Mais les anciens enfants rois qu’on aurait trop choyés ont-ils vraiment la vie plus facile que leurs parents ? Le chercheur Camille Peugny, professeur de sociologie et auteur de Pour une politique de la jeunesse (Seuil, 2022), rappelle au contraire que les jeunes d’aujourd’hui subissent des conditions d’entrée dans la vie active de plus en plus drastiques, avec une précarisation croissante lors des études, des emplois précaires ou une difficulté d’accès au logement.

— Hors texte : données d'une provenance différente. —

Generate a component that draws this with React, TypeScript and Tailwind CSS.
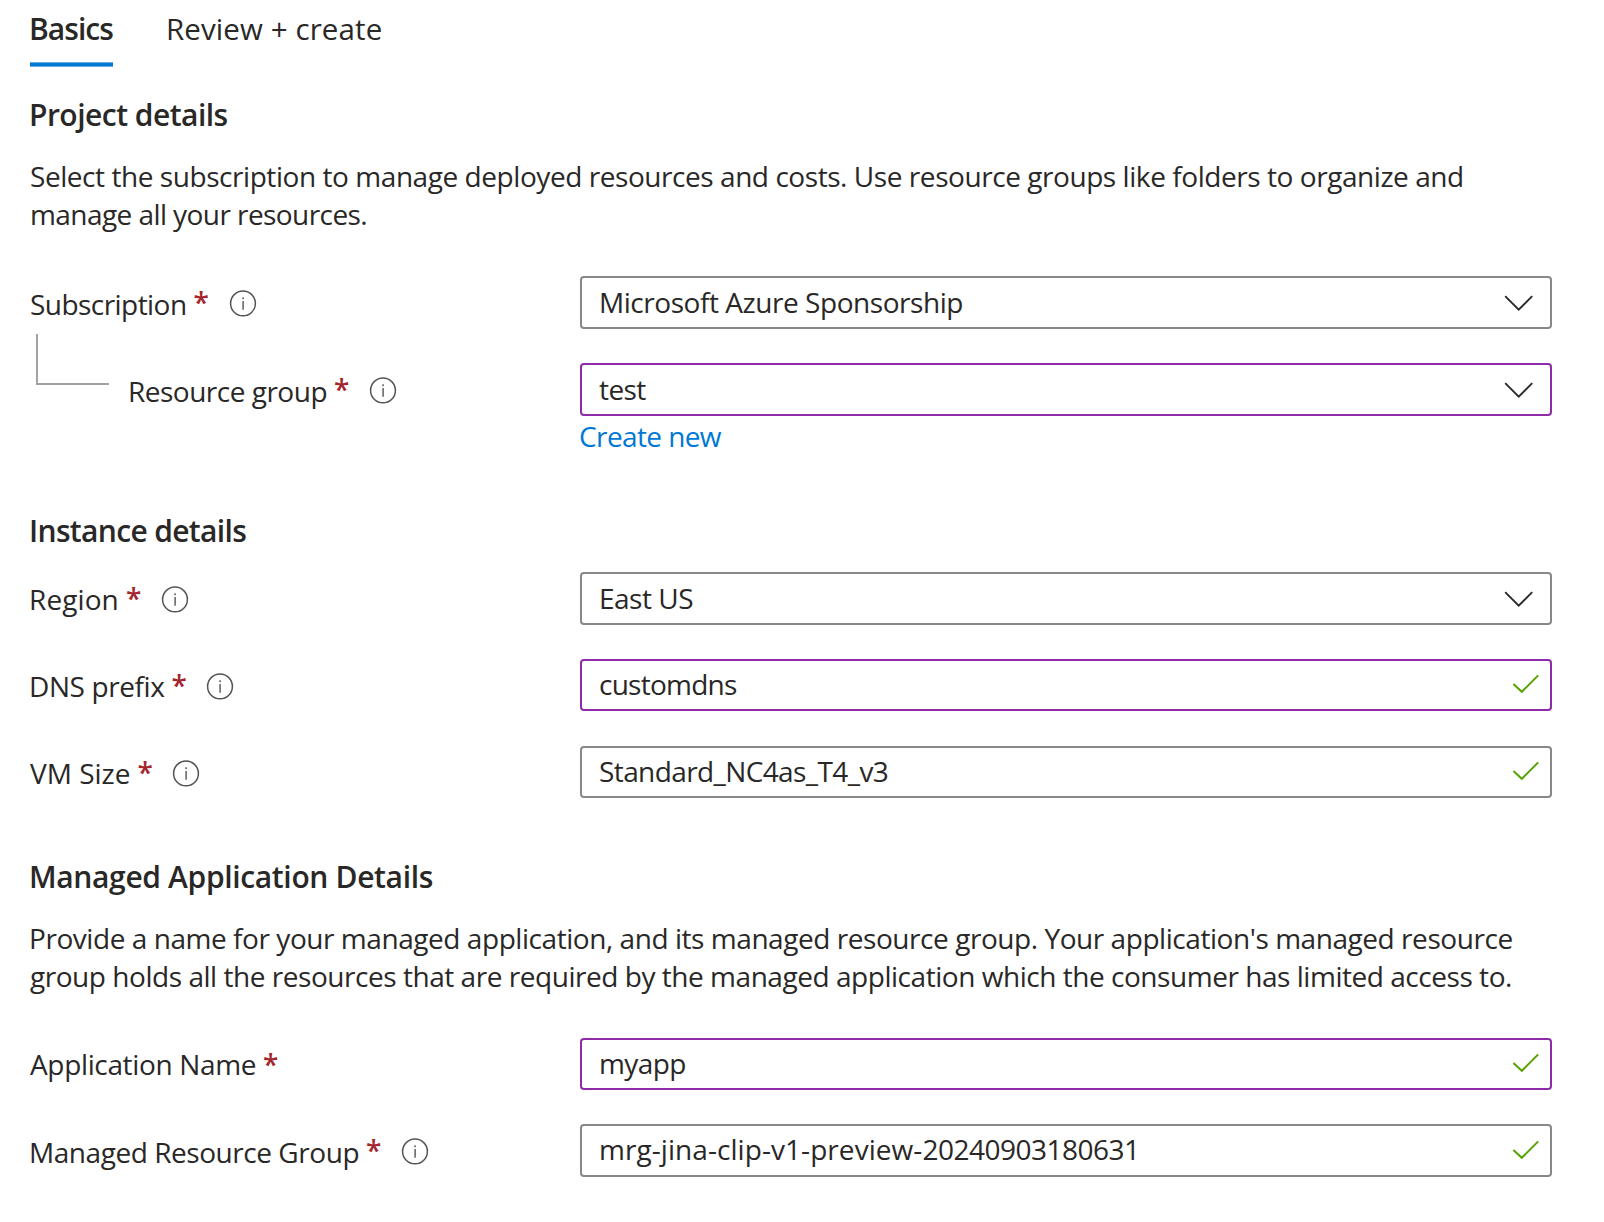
import type { ReactNode } from "react";

function InfoIcon() {
  return (
    <svg className="mt-[13px] ml-[20px] h-7 w-7 shrink-0" viewBox="0 0 28 28" fill="none" stroke="#555453">
      <circle cx="14" cy="14.4" r="12.4" strokeWidth="1.5" />
      <path d="M14.1 11.9V20.8M14.1 8.3V10.3" strokeWidth="1.4" />
    </svg>
  );
}

function Chevron() {
  return (
    <svg className="mr-[16px] h-[18px] w-[30px]" viewBox="0 0 30 18" fill="none" stroke="#292827" strokeWidth="1.9">
      <path d="M1.2 2.2L14.7 15.7L28.2 2.2" />
    </svg>
  );
}

function Check() {
  return (
    <svg className="mr-[10px] mb-[2px] h-[20px] w-[28px]" viewBox="0 0 28 20" fill="none" stroke="#57a300" strokeWidth="2">
      <path d="M1.4 10L9.8 17.8L26.2 1.4" />
    </svg>
  );
}

interface FieldProps {
  label: string;
  labelClass: string;
  value: ReactNode;
  valueClass: string;
  rowClass: string;
  boxClass: string;
  icon: ReactNode;
  info?: boolean;
  nested?: boolean;
}

function Field({ label, labelClass, value, valueClass, rowClass, boxClass, icon, info = true, nested = false }: FieldProps) {
  return (
    <div className={`flex items-start ${rowClass}`}>
      <div className="flex w-[551px] shrink-0 items-start whitespace-nowrap">
        {nested && <div className="-mt-[29px] mr-[19px] ml-[7px] h-[51px] w-[73px] shrink-0 border-b-2 border-l-2 border-[#a3a2a1]" />}
        <span className={`leading-[38px] ${labelClass}`}>{label}</span>
        <span className="mt-[7px] ml-[7px] w-[15px] leading-[38px] font-semibold text-[#a4262c]">*</span>
        {info && <InfoIcon />}
      </div>
      <div className={`flex w-[972px] items-center justify-between rounded-[4px] border-2 bg-white pl-[17px] ${boxClass}`}>
        <span className={`whitespace-nowrap ${valueClass}`}>{value}</span>
        {icon}
      </div>
    </div>
  );
}

const heading = "pt-px text-[30px] leading-10 font-semibold whitespace-nowrap";
const gray = "border-[#8a8886]";
const purple = "border-[#8f2aa8]";

export default function App() {
  return (
    <main className="h-[1222px] w-[1604px] overflow-hidden bg-white pt-[9px] pl-[29px] font-['Open_Sans',sans-serif] text-[28px] text-[#292827]">
      <nav className="flex text-[30px] leading-10 whitespace-nowrap">
        <div className="w-[137px]">
          <div className="h-[53px] font-semibold tracking-[-0.95px]">Basics</div>
          <div className="ml-px h-[5px] w-[83px] border-y border-[#66aee5] bg-[#0078d4]" />
        </div>
        <div className="text-[29.5px] tracking-[0.1px]">Review + create</div>
      </nav>

      <h2 className={`mt-[27px] tracking-[-0.52px] ${heading}`}>Project details</h2>
      <p className="mt-[22px] ml-[1px] leading-[38px] whitespace-nowrap">
        <span className="tracking-[-0.44px]">Select the subscription to manage deployed resources and costs. Use resource groups like folders to organize and</span>
        <br />
        <span className="tracking-[-0.57px]">manage all your resources.</span>
      </p>

      <Field rowClass="mt-[43px]" label="Subscription" labelClass="mt-[9px] ml-[1px] tracking-[-0.55px]" value="Microsoft Azure Sponsorship" valueClass="mb-px tracking-[-0.45px]" boxClass={`h-[53px] ${gray}`} icon={<Chevron />} />
      <Field nested rowClass="mt-[34px]" label="Resource group" labelClass="mt-[9px] tracking-[-0.5px]" value="test" valueClass="mb-px tracking-[-0.6px]" boxClass={`h-[53px] ${purple}`} icon={<Chevron />} />
      <div className="mt-px ml-[550px] leading-[38px] tracking-[-0.6px] text-[#0078d4]">Create new</div>

      <h2 className={`mt-[55px] tracking-[-0.66px] ${heading}`}>Instance details</h2>
      <Field rowClass="mt-[21px]" label="Region" labelClass="mt-[8px] tracking-[0.1px]" value="East US" valueClass="mb-px tracking-[-0.5px]" boxClass={`h-[53px] ${gray}`} icon={<Chevron />} />
      <Field rowClass="mt-[34px]" label="DNS prefix" labelClass="mt-[8px] tracking-[-0.4px]" value="customdns" valueClass="mb-[2px] tracking-[-0.75px]" boxClass={`h-[52px] ${purple}`} icon={<Check />} />
      <Field rowClass="mt-[35px]" label="VM Size" labelClass="mt-[8px] ml-[1px]" value="Standard_NC4as_T4_v3" valueClass="mb-[2px] tracking-[-0.6px]" boxClass={`h-[52px] ${gray}`} icon={<Check />} />

      <h2 className={`mt-[58px] tracking-[-0.35px] ${heading}`}>Managed Application Details</h2>
      <p className="mt-[22px] leading-[38px] whitespace-nowrap">
        <span className="tracking-[-0.445px]">Provide a name for your managed application, and its managed resource group. Your application's managed resource</span>
        <br />
        <span className="ml-px tracking-[-0.46px]">group holds all the resources that are required by the managed application which the consumer has limited access to.</span>
      </p>
      <Field rowClass="mt-[43px]" label="Application Name" labelClass="mt-[7px] ml-[1px] tracking-[-0.35px]" value="myapp" valueClass="mb-[2px] tracking-[-0.6px]" boxClass={`h-[52px] ${purple}`} icon={<Check />} info={false} />
      <Field
        rowClass="mt-[34px]"
        label="Managed Resource Group"
        labelClass="mt-[9px] tracking-[-0.45px]"
        value={<>mrg-jina-clip-v1-preview-<span className="tracking-[-0.5px]">20240903180631</span></>}
        valueClass="mb-[3px] tracking-[0.06px]"
        boxClass={`h-[53px] ${gray}`}
        icon={<Check />}
      />
    </main>
  );
}
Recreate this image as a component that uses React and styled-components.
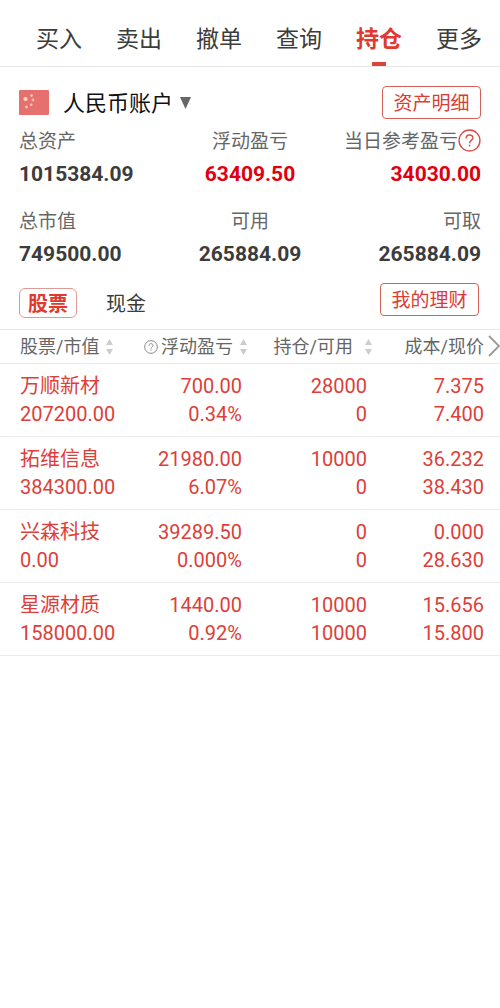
import * as React from "react";
import styled, { createGlobalStyle } from "styled-components";

const GlobalStyle = createGlobalStyle`
  * {
    box-sizing: border-box;
  }

  body {
    margin: 0;
    background: #fff;
    color: #3c3c3c;
    font-family: Roboto, "Noto Sans CJK SC", sans-serif;
    overflow-x: hidden;
  }

  button {
    margin: 0;
    padding: 0;
    border: none;
    background: none;
    color: inherit;
    font-family: inherit;
  }
`

const Nav = styled.nav`
  display: grid;
  grid-template-columns: repeat(6, 1fr);
  padding: 18px 1px 0 19px;
  border-bottom: 1px solid #e6e6e6;
`

const NavLink = styled.a`
  display: flex;
  flex-direction: column;
  align-items: center;
  color: ${props => props.$active ? "#e0392f" : "#3c3c3c"};
  font-size: 23px;
  font-weight: ${props => props.$active ? 700 : 400};
  line-height: 44px;
  text-decoration: none;

  &::after {
    content: "";
    width: 14px;
    height: 4px;
    background: ${props => props.$active ? "#d9453c" : "transparent"};
  }
`

const AccountBar = styled.div`
  display: flex;
  align-items: center;
  justify-content: space-between;
  padding: 19px 19px 6px;
`

const AccountButton = styled.button`
  display: flex;
  align-items: center;
  color: #111;
  font-size: 22px;
  line-height: 31px;
`

const AccountName = styled.span`
  margin: 0 7px 0 14px;
  padding-top: 2px;
`

const OutlineButton = styled.button`
  width: 99px;
  height: 33px;
  padding-top: 2px;
  border: 1px solid #d4605a;
  border-radius: 4px;
  color: #dc3c34;
  font-size: 19px;
  line-height: 29px;
`

const Summary = styled.dl`
  display: grid;
  grid-template-columns: repeat(3, 1fr);
  row-gap: 16px;
  margin: 0;
  padding: 0 19px;
`

const Figure = styled.div`
  display: flex;
  flex-direction: column;
  align-items: ${props => props.$align || "flex-start"};
`

const FigureLabel = styled.dt`
  display: flex;
  align-items: center;
  color: #666;
  font-size: 19px;
  line-height: 34px;
  white-space: nowrap;
`

const FigureValue = styled.dd`
  margin: 0;
  color: ${props => props.$red ? "#e00010" : "#3c3c3c"};
  font-size: 21px;
  font-weight: 700;
  line-height: 30px;
`

const IconButton = styled.button`
  display: flex;
  padding-bottom: 3px;
`

const TypeBar = styled.div`
  display: flex;
  align-items: flex-start;
  justify-content: space-between;
  padding: 14px 21px 11px 19px;
`

const TypeTabs = styled.div`
  display: flex;
  gap: 20px;
  padding-top: 5px;
`

const TypeTab = styled.button`
  width: 58px;
  height: 30px;
  padding-top: 2px;
  border: 1px solid ${props => props.$active ? "#e09a96" : "transparent"};
  border-radius: 6px;
  color: ${props => props.$active ? "#e0392f" : "#3c3c3c"};
  font-size: 20px;
  font-weight: ${props => props.$active ? 700 : 400};
  line-height: 26px;
`

const Holdings = styled.div`
  position: relative;
`

const Table = styled.table`
  width: 100%;
  table-layout: fixed;
  border-collapse: separate;
  border-spacing: 0;
`

const HeadCell = styled.th`
  height: 35px;
  padding: ${props => props.$last ? "0 16px 0 0" : "0 3px 0 0"};
  border-top: 1px solid #e8e8e8;
  border-bottom: 1px solid #e8e8e8;
  color: #666;
  font-size: 18px;
  font-weight: 400;
  line-height: 33px;

  &:first-child {
    padding-left: 20px;
  }
`

const HeadLabel = styled.div`
  display: flex;
  align-items: center;
  justify-content: ${props => props.$left ? "flex-start" : "flex-end"};
  gap: ${props => props.$wide ? 12 : 7}px;
  white-space: nowrap;
`

const HeadText = styled.span`
  display: flex;
  align-items: center;
  gap: 3px;
`

const Cell = styled.td`
  padding: 8px 8px 8px 0;
  border-bottom: 1px solid #ebebeb;
  color: #dd4038;
  font-size: 20px;
  line-height: 28px;
  text-align: right;

  &:first-child {
    padding-left: 20px;
    text-align: left;
  }

  &:last-child {
    padding-right: 16px;
  }
`

const Line = styled.div`
  height: 28px;
  white-space: nowrap;
`

const MoreButton = styled.button`
  position: absolute;
  top: 6px;
  right: 0;
  display: flex;
`

const Flag = () => (
  <svg width="30" height="25" viewBox="0 0 30 25" aria-hidden="true">
    <rect width="30" height="25" rx="1" fill="#e5706d" />
    <circle cx="6.500" cy="9" r="2.100" fill="#fbd8c8" />
    <g fill="#f6bfae">
      <circle cx="12.500" cy="5.500" r="1.400" />
      <circle cx="14" cy="10" r="1.400" />
      <circle cx="12.200" cy="14.800" r="1.400" />
      <circle cx="7.500" cy="17" r="1.400" />
    </g>
  </svg>
)

const Caret = () => (
  <svg width="11" height="12" viewBox="0 0 11 12" aria-hidden="true">
    <path d="M0 0h11L5.500 12z" fill="#666" />
  </svg>
)

const Help = ({ size, color, width }) => (
  <svg width={size} height={size} viewBox="0 0 22 22" fill="none" stroke={color} strokeWidth={width} aria-hidden="true">
    <circle cx="11" cy="11" r="10" />
    <path d="M7.800 9c0-2 1.300-3.300 3.200-3.300s3.200 1.200 3.200 2.900c0 2.100-3.200 2.500-3.200 5" />
    <path d="M11 15v1.800" />
  </svg>
)

const Sort = () => (
  <svg width="7" height="16" viewBox="0 0 7 16" aria-hidden="true">
    <path d="M3.500 0L7 6H0zM0 10h7l-3.500 6z" fill="#ccc" />
  </svg>
)

const Chevron = () => (
  <svg width="12" height="22" viewBox="0 0 12 22" fill="none" stroke="#999" strokeWidth="1.800" aria-hidden="true">
    <path d="M1 1l10 10L1 21" />
  </svg>
)

const navItems = ["买入", "卖出", "撤单", "查询", "持仓", "更多"]

const figures = [
  { label: "总资产", value: "1015384.09" },
  { label: "浮动盈亏", value: "63409.50", align: "center", red: true },
  { label: "当日参考盈亏", value: "34030.00", align: "flex-end", red: true, help: true },
  { label: "总市值", value: "749500.00" },
  { label: "可用", value: "265884.09", align: "center" },
  { label: "可取", value: "265884.09", align: "flex-end" },
]

const holdings = [
  [["万顺新材", "207200.00"], ["700.00", "0.34%"], ["28000", "0"], ["7.375", "7.400"]],
  [["拓维信息", "384300.00"], ["21980.00", "6.07%"], ["10000", "0"], ["36.232", "38.430"]],
  [["兴森科技", "0.00"], ["39289.50", "0.000%"], ["0", "0"], ["0.000", "28.630"]],
  [["星源材质", "158000.00"], ["1440.00", "0.92%"], ["10000", "10000"], ["15.656", "15.800"]],
]

const App = () => {
  const [type, setType] = React.useState("股票")

  return (
    <main>
      <GlobalStyle />
      <Nav>
        {navItems.map(item => (
          <NavLink key={item} href="#" $active={item === "持仓"}>{item}</NavLink>
        ))}
      </Nav>

      <AccountBar>
        <AccountButton>
          <Flag />
          <AccountName>人民币账户</AccountName>
          <Caret />
        </AccountButton>
        <OutlineButton>资产明细</OutlineButton>
      </AccountBar>

      <Summary>
        {figures.map(figure => (
          <Figure key={figure.label} $align={figure.align}>
            <FigureLabel>
              {figure.label}
              {figure.help && (
                <IconButton aria-label="说明">
                  <Help size={23} color="#dc4a44" width={1.3} />
                </IconButton>
              )}
            </FigureLabel>
            <FigureValue $red={figure.red}>{figure.value}</FigureValue>
          </Figure>
        ))}
      </Summary>

      <TypeBar>
        <TypeTabs>
          {["股票", "现金"].map(item => (
            <TypeTab key={item} $active={item === type} onClick={() => setType(item)}>{item}</TypeTab>
          ))}
        </TypeTabs>
        <OutlineButton>我的理财</OutlineButton>
      </TypeBar>

      <Holdings>
        <Table>
          <thead>
            <tr>
              <HeadCell><HeadLabel $left>股票/市值<Sort /></HeadLabel></HeadCell>
              <HeadCell>
                <HeadLabel>
                  <HeadText><Help size={14} color="#888" width={1.5} />浮动盈亏</HeadText>
                  <Sort />
                </HeadLabel>
              </HeadCell>
              <HeadCell><HeadLabel $wide>持仓/可用<Sort /></HeadLabel></HeadCell>
              <HeadCell $last><HeadLabel>成本/现价</HeadLabel></HeadCell>
            </tr>
          </thead>
          <tbody>
            {holdings.map(row => (
              <tr key={row[0][0]}>
                {row.map(([top, bottom], i) => (
                  <Cell key={i}>
                    <Line>{top}</Line>
                    <Line>{bottom}</Line>
                  </Cell>
                ))}
              </tr>
            ))}
          </tbody>
        </Table>
        <MoreButton aria-label="更多列"><Chevron /></MoreButton>
      </Holdings>
    </main>
  )
}

export default App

Ils se confrontent à une précarisation grandissante de l’entrée sur le marché du travail. Alors que dans les années 1980, 15 % des jeunes de moins de 25 ans en emploi occupaient un poste précaire, cela concerne aujourd’hui plus de 50 % d’entre eux. Après la fin des études secondaires ou supérieures, on constate un déclin du nombre de jeunes qui s’insèrent rapidement et se maintiennent dans un emploi stable. Ils doivent composer avec une forte augmentation des contrats à durée déterminée, de l’intérim, des stages pour beaucoup non rémunérés. Cette entrée précaire a des conséquences durables sur le parcours, avec un « effet cicatrice » sur le long terme désormais documenté.
A cela s’ajoute un taux de chômage qui, certes, a baissé pour toute la population, mais qui reste largement plus élevé pour les jeunes que pour le reste des Français, de deux à trois fois, peu importe la conjoncture. Cette précarité de l’insertion grignote le cycle de début de vie.
Le coût d’accès au logement pour les jeunes est de plus en plus élevé. Dans les zones les plus tendues où les jeunes s’insèrent, pouvoir ne serait-ce que devenir locataire nécessite d’avoir un garant familial aisé. Pour espérer devenir propriétaire, bénéficier de dotations des parents est également devenu crucial. Ce qui creuse nettement le fossé entre les jeunes selon leur origine sociale.